Thursday, August 04, 2005

Performing in class

The Primary One registration exercise is well underway, and as usual, we have parents writing to the press to suggest changes. One person suggested that it is ironic that his/her child does not stand first in line to select the school which is just a stone's throw away from the house, whereas others (children with siblings studying in same school, old boys/girls' children) get to choose first even though they may very be living half way across the island from the school. The writer even suggested that the child could be pre-enrolled in a school the day the baby is born - as if the family will stay across that good school forever. But I am not surprised. I have known of loving parents who bought houses near good schools so that their children can have a greater assurrance of successful enrolment in their school of choice.

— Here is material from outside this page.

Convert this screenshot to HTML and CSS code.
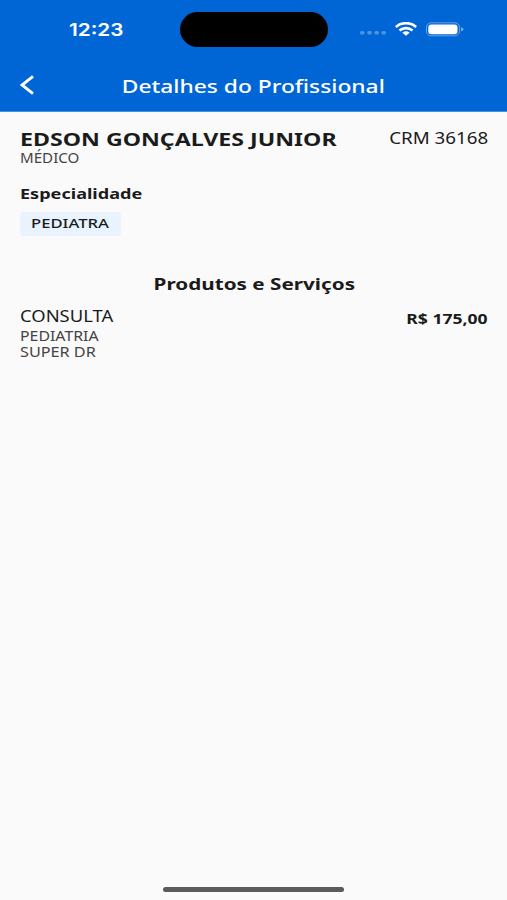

Granted, 'good' schools come with deserved reputations, but it is also the energy and care of the parents during those school years that are just as important. Good schools may be places where people work the hardest and have the best programmes in town, if only because there is a reputation to maintain. So if you can get your son/daughter into one, good for you, but remember, the job is not complete for the parent. It is just the beginning of a long journey with the child.

With the benefit of hindsight, however, performing well in school does not guarantee anything except, perhaps, a good job in the government (via the scholarship system). Today, having a government job is not that attractive anymore. Out in the private sector, its mostly about performance, and how you can bring the organisation forward with your industry and ingenuity. While being first in class may indicate that you are better than the rest, it still begs the question, better in what respects? Studying skills? Memory or rote learning skills? Drilling and regurgitation skills? What about the different mental and psychological development of the girl/boy at this stage in their lives, which tends to 'favour' girls? I think there are too many variables in play. Performance in Primary school is not a good indicator of future success, however one measures that.